In terms of the cost, even fund companies that don't dedicate 25% of their budgets to technology spending the way Brennan said Vanguard does, can probably bear the expense.
"Our external cost was less than $5,000 in aggregate," said Lawrence J. Salva, chief accounting officer and controller for Comcast of Southfield, Mich. And while the first filing took about 150 hours of manpower, subsequent filings have taken about 20.
Panelists agreed that the learning curve was steep but surmountable, but none anticipated moving to the next step: tagging harder-to-define non-financial information, such as footnotes.

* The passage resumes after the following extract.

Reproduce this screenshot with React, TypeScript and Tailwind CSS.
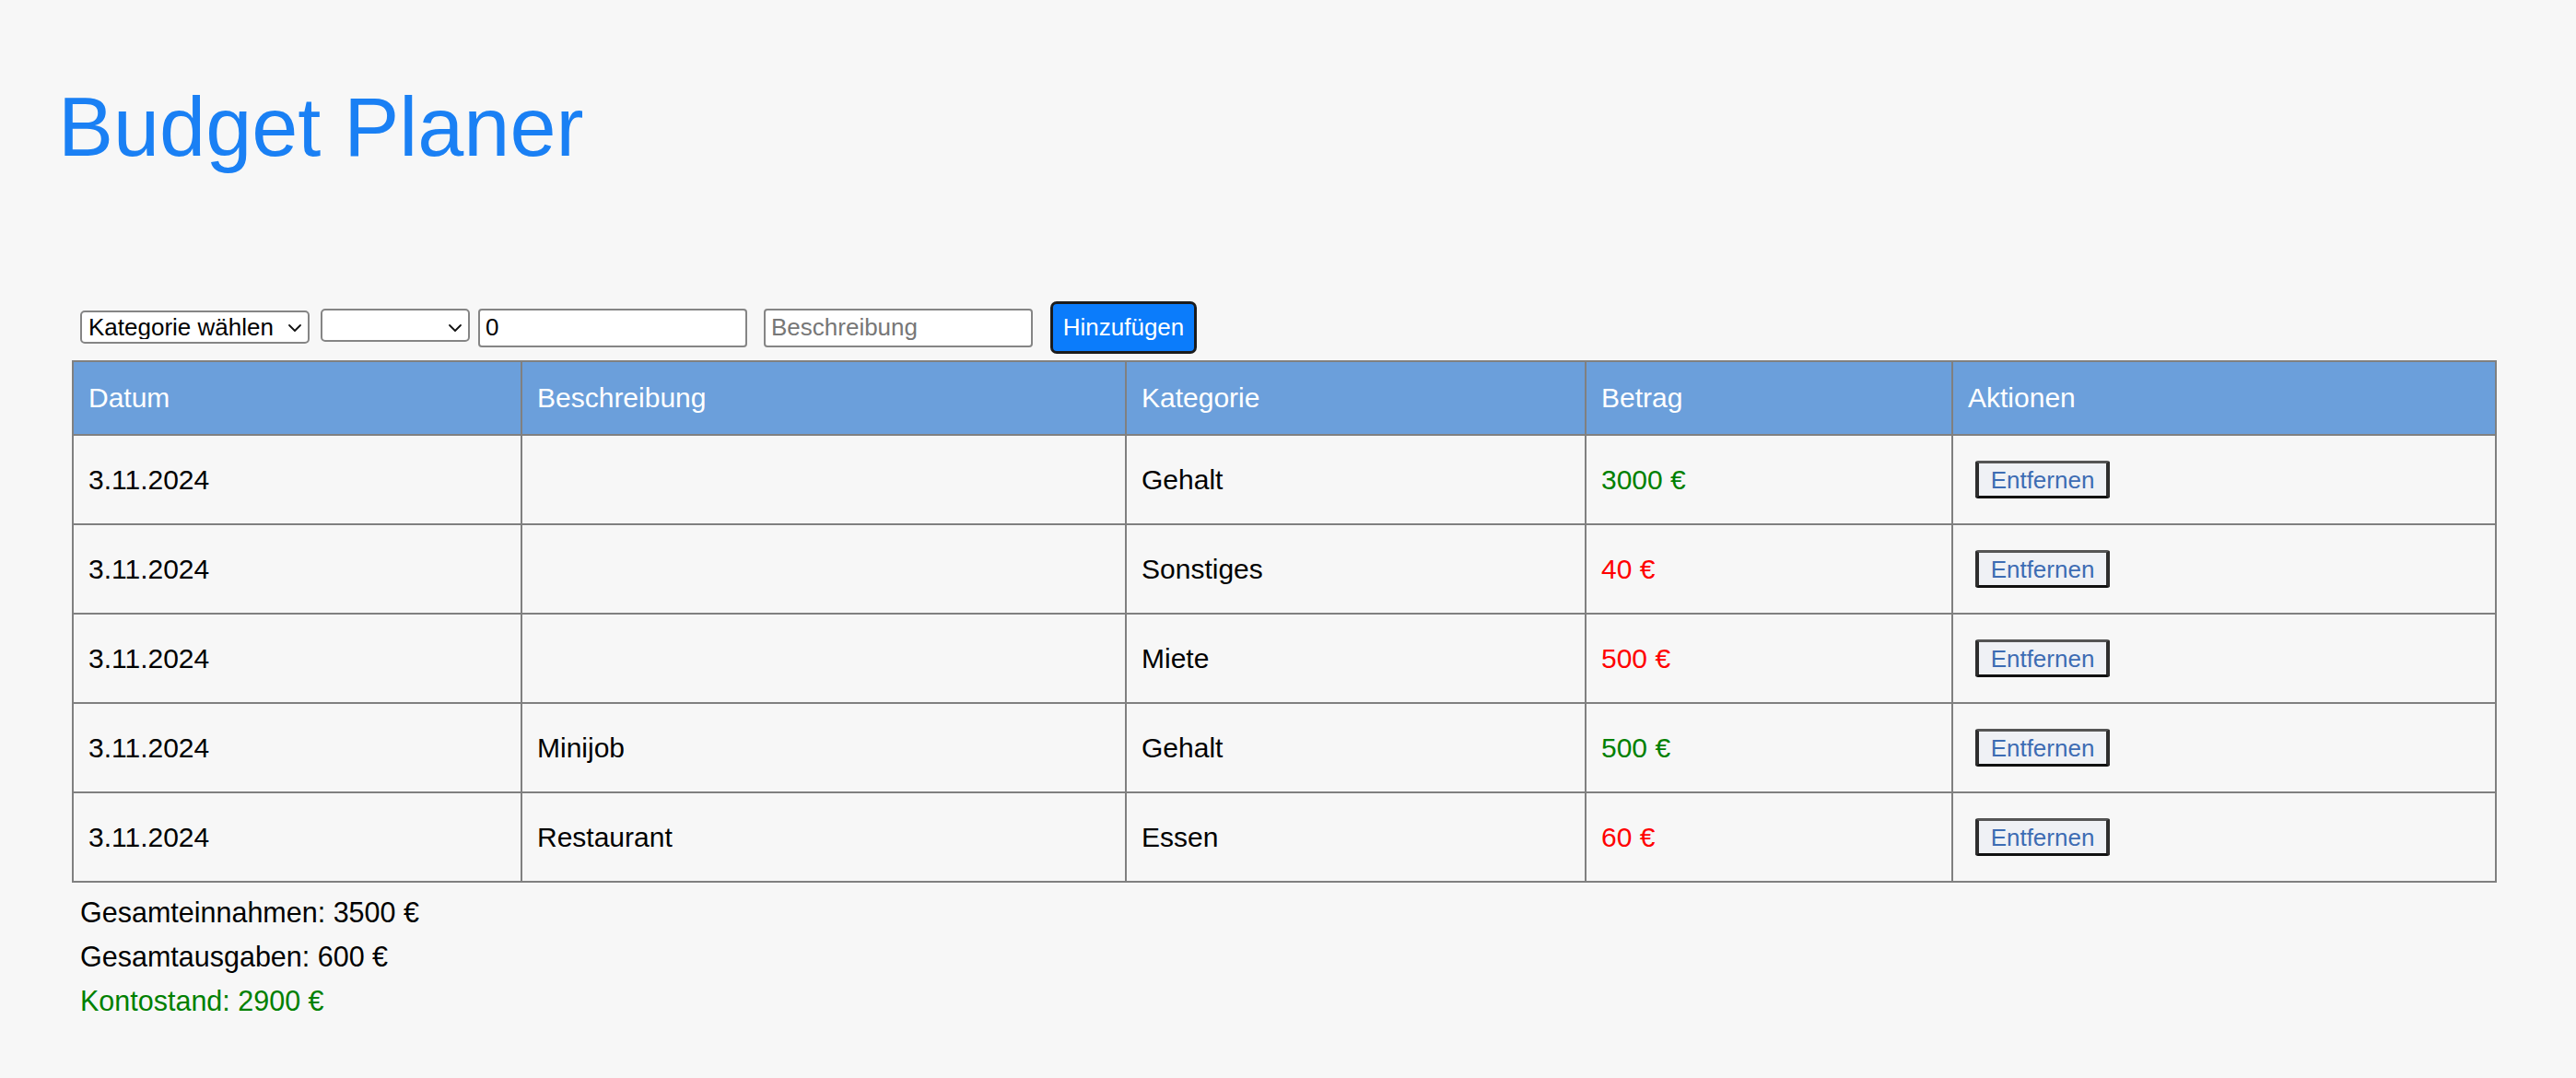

That's because the taxonomy is still developing, said Elmer H. Huh, senior vice president with the enterprise valuation group at Lehman Brothers in New York. But that doesn't mean companies can't start with what is already available. "We as analysts and investors need to understand what drives value," he said. And the numbers don't tell the whole story.
"I don't think the taxonomy is ever complete," said Harold I. Zeidman, a partner with KPMG. "Accounting rules change all the time, and the taxonomy needs to change with them."
Cox noted that companies will not be required to have independent certification of their tags. "One way to ensure this suffers an early crib death is to take that approach," Cox said. However, companies will still be subject to reporting accurate numbers, he said.
Bennett emphasized the value of constantly adapting systems for an ever-evolving marketplace. "With understanding you get participation, and that can only be good for the growth of the capitalistic system," he said.